Maybe Kim Kardashian manages to accomplish a historic diplomatic victory by trading exclusive rights to her nude photos to Kim Jong-Un in exchange for half of their nuclear warheads. If the people of North Korea heard about that, would they NOT at least kiiinda fight for their rights to freedom of speech and privacy?

You think Kanye performs at his own inauguration? I bet he performs at his own inauguration. What songs though? Hmm…’Touch The Sky’, definitely, gotta have a feel-good tune. Maybe ‘Otis’, bringing Jay-Z on stage. Them two could be like the Black version of Raymond Tusk and Garrett Walker in House of Cards.

Would GOOD Fridays have to stop though? Could there be like an artist-in-residence program where Kid Cudi and ’em can record in the White House with President Ye?

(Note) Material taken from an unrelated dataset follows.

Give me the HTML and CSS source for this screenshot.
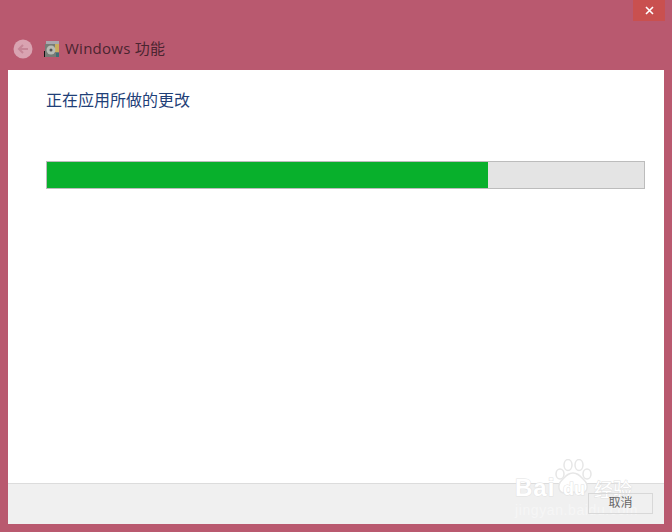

Would Keeping Up With The Kardashians still be a thing? Or would that just be what CNN’s daily White House coverage becomes? Lolol.

For as many socially responsible people there are in the United States, similar reactions to what you just read above would probably be more of the norm than outrage. Well, at least after Kanye’s campaign gets past one or two serious scandals. Much like Trump had to get past the issue of his taxes and the 2005 audio recording, Ye might have to weather another Kim K sextape leak, and maybe some serious ghost-producer accusations.

As Frank Underwood said in Season 4, Episode 8 of House of Cards, “Politics is no longer just theater, it’s show business.” All I’m saying is, if any couple could do a better job than the Trumps at making us watch them, it’s Kanye and Kim.